Will Abbott | November 1, 2019

Last year the Forest Society harvested more than 2 million board feet of high value saw log timber (pictured above). We also harvested 25,000 tons of low grade wood.

At an October conference in Concord, the future of wood as a desirable structural framework for construction of large commercial buildings was presented as an economically competitive and carbon friendly alternative to structural steel and concrete. New manufacturing technologies for cross lamination of wood (so called “mass timber” or “cross laminated timber”) use wood from trees smaller than those graded as marketable saw logs to fabricate strong structural beams.

Mark Rivard, a structural engineer from WoodWorks, explained how current building codes in the United States are an impediment to the design and development of commercial buildings using mass timber. Codes currently limit wood framed structures to six stories or 85 feet. Much taller mass timber structures are being built today in Canada and Norway. The American Wood Council is leading an effort to amend current building codes in the US to be more accommodating to mass timber commercial buildings.  Rivard also discussed the growth of manufacturing of mass timbers in North America.

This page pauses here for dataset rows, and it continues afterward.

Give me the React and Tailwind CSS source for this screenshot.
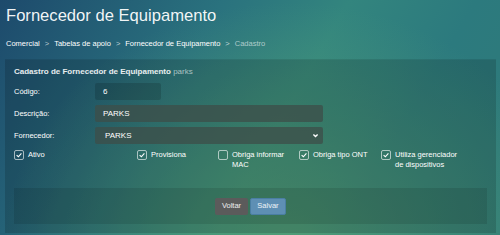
import React from 'react';

const checks = [
  { label: 'Ativo', checked: true, w: 'w-[123px]' },
  { label: 'Provisiona', checked: true, w: 'w-[81px]' },
  { label: 'Obriga informar MAC', checked: false, w: 'w-[81px]' },
  { label: 'Obriga tipo ONT', checked: true, w: 'w-[82px]' },
  { label: 'Utiliza gerenciador de dispositivos', checked: true, w: 'w-[90px]' },
];

const CheckBox = ({ checked }) => (
  <span className="flex h-[10px] w-[10px] shrink-0 items-center justify-center rounded-[2px] border border-white/60">
    {checked && (
      <svg viewBox="0 0 10 10" className="h-[8px] w-[8px]" fill="none" stroke="white" strokeWidth="1.4">
        <path d="M2 5.2 L4.2 7.2 L8 3" />
      </svg>
    )}
  </span>
);

export default function App() {
  return (
    <div
      className="h-[235px] w-[500px] overflow-hidden bg-[linear-gradient(120deg,#1d4a6c_0%,#2a727e_35%,#33857e_55%,#2c7a7e_75%,#2f7a78_100%)] text-white"
      style={{ fontFamily: '"Liberation Sans", Arial, sans-serif' }}
    >
      <div className="h-full w-full bg-[radial-gradient(ellipse_at_58%_105%,rgba(95,170,115,0.7),transparent_70%)]">
        <div className="px-[6px] pt-[5px]">
          <h1 className="text-[16.6px] leading-[22px] text-white/95">Fornecedor de Equipamento</h1>
          <div className="mt-[12px] flex items-center gap-[5px] text-[7.5px] leading-[10px]">
            <span>Comercial</span>
            <span className="text-white/70">&gt;</span>
            <span>Tabelas de apoio</span>
            <span className="text-white/70">&gt;</span>
            <span>Fornecedor de Equipamento</span>
            <span className="text-white/70">&gt;</span>
            <span className="text-white/60">Cadastro</span>
          </div>
        </div>

        <div className="mx-[5px] mt-[11px] h-[173px] w-[491px] bg-black/15 px-[9px] pt-[7px] shadow-[0_-1px_0_rgba(0,0,0,0.1)]">
          <div className="text-[8px] leading-[10px]">
            <span className="font-bold text-white/90">Cadastro de Fornecedor de Equipamento</span>{' '}
            <span className="text-white/60">parks</span>
          </div>

          <div className="mt-[6px] flex flex-col gap-[5px] text-[7.5px]">
            <div className="flex items-center">
              <label className="w-[81px]">Código:</label>
              <div className="flex h-[17px] w-[66px] items-center rounded-[2px] bg-black/15 px-[8px] text-[8px]">6</div>
            </div>
            <div className="flex items-center">
              <label className="w-[81px]">Descrição:</label>
              <div className="flex h-[17px] w-[228px] items-center rounded-[2px] bg-[#3e4e48]/75 px-[8px] text-[8px]">PARKS</div>
            </div>
            <div className="flex items-center">
              <label className="w-[81px]">Fornecedor:</label>
              <div className="flex h-[17px] w-[228px] items-center justify-between rounded-[2px] bg-[#3e4e48]/75 pl-[10px] pr-[4px] text-[8px]">
                <span>PARKS</span>
                <svg viewBox="0 0 10 10" className="h-[7px] w-[7px]" fill="none" stroke="white" strokeWidth="2">
                  <path d="M2 3.5 L5 6.5 L8 3.5" />
                </svg>
              </div>
            </div>
          </div>

          <div className="mt-[6px] flex items-start text-[7.5px] leading-[10px]">
            {checks.map((c) => (
              <div key={c.label} className={`${c.w} flex items-start gap-[4px] pr-[8px]`}>
                <CheckBox checked={c.checked} />
                <span>{c.label}</span>
              </div>
            ))}
          </div>

          <div className="mt-[18px] flex h-[36px] w-[473px] items-center justify-center gap-[2px] bg-black/10">
            <button className="h-[17px] w-[33px] rounded-[2px] bg-[#5b5b5b] text-[7.5px] text-white/90">Voltar</button>
            <button className="h-[17px] w-[36px] rounded-[2px] border border-[#4a7ea3] bg-[#5e8fb4] text-[7.5px] text-white/90">Salvar</button>
          </div>
        </div>
      </div>
    </div>
  );
}
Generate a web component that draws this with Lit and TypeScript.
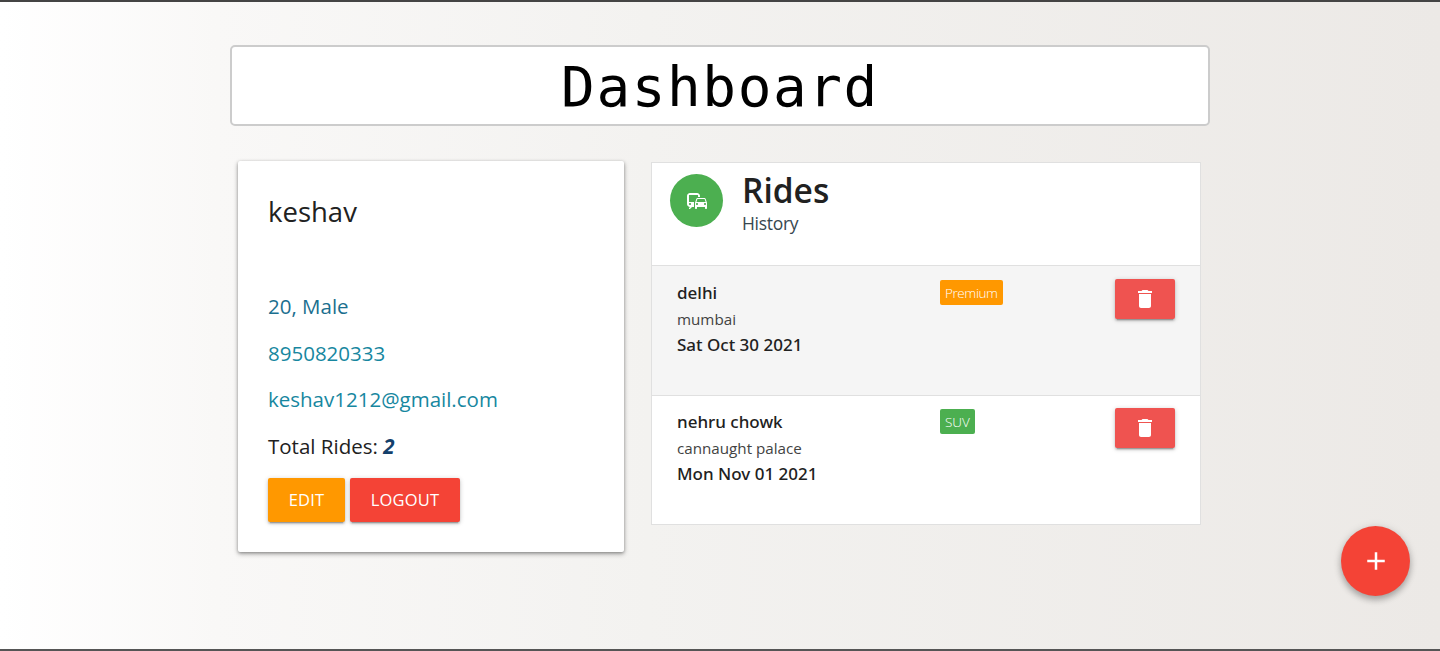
import { LitElement, html, css } from "lit";
import { customElement } from "lit/decorators.js";

const trash = html`<svg viewBox="0 0 24 24" width="24" height="24"><path fill="#fff" d="M6 19c0 1.1.9 2 2 2h8c1.1 0 2-.9 2-2V7H6v12zM19 4h-3.5l-1-1h-5l-1 1H5v2h14V4z"/></svg>`;

@customElement("app-root")
export class AppRoot extends LitElement {
  static styles = css`
    :host { display: block; font-family: "Open Sans", "Noto Sans", sans-serif; color: #212121; }
    * { box-sizing: border-box; }
    .page {
      position: relative; height: 651px; overflow: hidden;
      background: linear-gradient(to right, #ffffff 0%, #f9f8f7 15%, #f3f2f0 45%, #ece9e6 100%);
      border-top: 2px solid #444; border-bottom: 2px solid #555;
      padding-top: 43px;
    }
    .wrap { width: 980px; margin: 0 auto; }
    .title {
      height: 81px; border: 2px solid #ccc; border-radius: 5px; background: #fff; padding-top: 2px;
      display: flex; align-items: center; justify-content: center;
      font-family: "DejaVu Sans Mono", monospace; font-size: 56px; letter-spacing: 1.6px; color: #000;
    }
    .cols { display: flex; align-items: flex-start; padding: 35px 9px 0 8px; gap: 27px; }
    .profile {
      width: 386px; height: 391px; background: #fff; border-radius: 2px; padding: 30px;
      box-shadow: 0 2px 5px rgba(0,0,0,.3), 0 1px 3px rgba(0,0,0,.25);
      display: flex; flex-direction: column;
    }
    .name { font-size: 27.5px; line-height: 42px; margin-bottom: 58px; color: #212121; }
    .line { font-size: 20.5px; line-height: 30px; margin-bottom: 16.67px; }
    .age { color: #1b6f8f; }
    .teal { color: #17879f; }
    .total { color: #212121; }
    .total b { color: #14406b; font-style: italic; }
    .btns { display: flex; gap: 5px; }
    .btn {
      height: 44.5px; display: flex; align-items: center; justify-content: center;
      color: #fff; font-size: 16.5px; border-radius: 2px; letter-spacing: 0.2px;
      box-shadow: 0 2px 2px rgba(0,0,0,.14), 0 3px 1px -2px rgba(0,0,0,.2), 0 1px 5px rgba(0,0,0,.2);
    }
    .edit { background: #ff9800; width: 77px; }
    .logout { background: #f44336; width: 110px; }
    .rides { width: 550px; height: 363px; background: #fff; border: 1px solid #e0e0e0; margin-top: 1px; }
    .head { height: 102px; display: flex; padding: 11px 18px; gap: 19px; }
    .avatar { width: 53px; height: 53px; border-radius: 50%; background: #4caf50; display: flex; align-items: center; justify-content: center; }
    .avatar svg { display: block; }
    .rt { font-size: 33.5px; line-height: 32px; font-weight: 600; }
    .rs { font-size: 17.5px; line-height: 24px; margin-top: 4.5px; letter-spacing: -0.3px; color: #37474f; }
    .item { height: 130px; border-top: 1px solid #e0e0e0; padding: 13px 25px; display: flex; position: relative; }
    .item.grey { background: #f5f5f5; }
    .item + .item { height: 128px; padding-top: 12px; }
    .item + .item .del { top: 12px; }
    .info { width: 263px; }
    .from { font-family: "Noto Sans", "Open Sans", sans-serif; font-size: 17px; line-height: 28px; font-weight: 500; }
    .to { font-size: 15.2px; line-height: 24px; color: #424242; }
    .date { font-family: "Noto Sans", "Open Sans", sans-serif; font-size: 17px; line-height: 28px; font-weight: 500; }
    .badge { height: 25px; border-radius: 2px; color: #fff; font-size: 13.5px; font-weight: 300; padding: 0 5px; display: flex; align-items: center; margin-top: 1px; }
    .orange { background: #ff9800; letter-spacing: -0.4px; }
    .green { background: #4caf50; }
    .del {
      position: absolute; top: 13px; right: 25px; width: 60px; height: 40px; background: #ef5350; border-radius: 2px;
      display: flex; align-items: center; justify-content: center;
      box-shadow: 0 2px 2px rgba(0,0,0,.14), 0 3px 1px -2px rgba(0,0,0,.2), 0 1px 5px rgba(0,0,0,.2);
    }
    .fab {
      position: absolute; left: 1341px; top: 524px; width: 69px; height: 70px; border-radius: 50%; background: #f44336;
      display: flex; align-items: center; justify-content: center;
      box-shadow: 0 4px 6px rgba(0,0,0,.25), 0 1px 10px rgba(0,0,0,.12);
    }
  `;

  private ride(from: string, to: string, date: string, badge: string, cls: string, grey: boolean) {
    return html`<div class="item ${grey ? "grey" : ""}">
      <div class="info">
        <div class="from">${from}</div>
        <div class="to">${to}</div>
        <div class="date">${date}</div>
      </div>
      <div><div class="badge ${cls}">${badge}</div></div>
      <div class="del">${trash}</div>
    </div>`;
  }

  render() {
    return html`<div class="page">
      <div class="wrap">
        <div class="title">Dashboard</div>
        <div class="cols">
          <div class="profile">
            <div class="name">keshav</div>
            <div class="line age">20, Male</div>
            <div class="line teal">8950820333</div>
            <div class="line teal">keshav1212@gmail.com</div>
            <div class="line total">Total Rides: <b>2</b></div>
            <div class="btns">
              <div class="btn edit">EDIT</div>
              <div class="btn logout">LOGOUT</div>
            </div>
          </div>
          <div class="rides">
            <div class="head">
              <div class="avatar">
                <svg viewBox="0 0 24 24" width="24" height="24"><path fill="#fff" d="M12 4H5C3.34 4 2 5.34 2 7v8c0 1.66 1.34 3 3 3l-1 1v1h1l2-2.03L9 18v-5H4V5.98L13 6v2h2V7c0-1.66-1.34-3-3-3zM5 14c.55 0 1 .45 1 1s-.45 1-1 1-1-.45-1-1 .45-1 1-1zm15.57-4.34c-.14-.4-.52-.66-.97-.66h-7.19c-.46 0-.83.26-.98.66L10 13.77l.01 5.51c0 .38.31.72.69.72h.62c.38 0 .68-.38.68-.76V18h8v1.24c0 .38.31.76.69.76h.61c.38 0 .69-.34.69-.72l.01-1.37v-4.14l-1.43-4.07zm-8.16.34h7.19l1.03 3h-9.25l1.03-3zM12 16c-.55 0-1-.45-1-1s.45-1 1-1 1 .45 1 1-.45 1-1 1zm8 0c-.55 0-1-.45-1-1s.45-1 1-1 1 .45 1 1-.45 1-1 1z"/></svg>
              </div>
              <div>
                <div class="rt">Rides</div>
                <div class="rs">History</div>
              </div>
            </div>
            ${this.ride("delhi", "mumbai", "Sat Oct 30 2021", "Premium", "orange", true)}
            ${this.ride("nehru chowk", "cannaught palace", "Mon Nov 01 2021", "SUV", "green", false)}
          </div>
        </div>
      </div>
      <div class="fab"><svg viewBox="0 0 24 24" width="30" height="30"><path fill="#fff" d="M19 13h-6v6h-2v-6H5v-2h6V5h2v6h6v2z"/></svg></div>
    </div>`;
  }
}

Alan Organschi, an architect at Gray Organschi Architecture in New Haven, CT, and also a faculty member at the Yale University School of Architecture, focuses his architectural practice and teaching on the benefits of wood in building design and construction. At the October conference he presented a compelling argument for using wood to frame modern buildings for its climate benefits. He observed that buildings are responsible for 49% of all CO2 emissions in the US (in their construction and operation). Also, today, US forests take up 11 percent of all US man-made carbon emissions.  He explained that every dry ton of timber used has removed more than 1.5 tons of carbon dioxide from the atmosphere. Sequestering this CO2 by using wood for the construction of large buildings (instead of steel or concrete) has significant climate benefits.  And manufacturing mass timbers emits very little CO2 when compared to the manufacturing processes to make steel and concrete.

The University of Maine’s Advanced Structures and Composites Center is currently conducting research into mass timber design and manufacturing.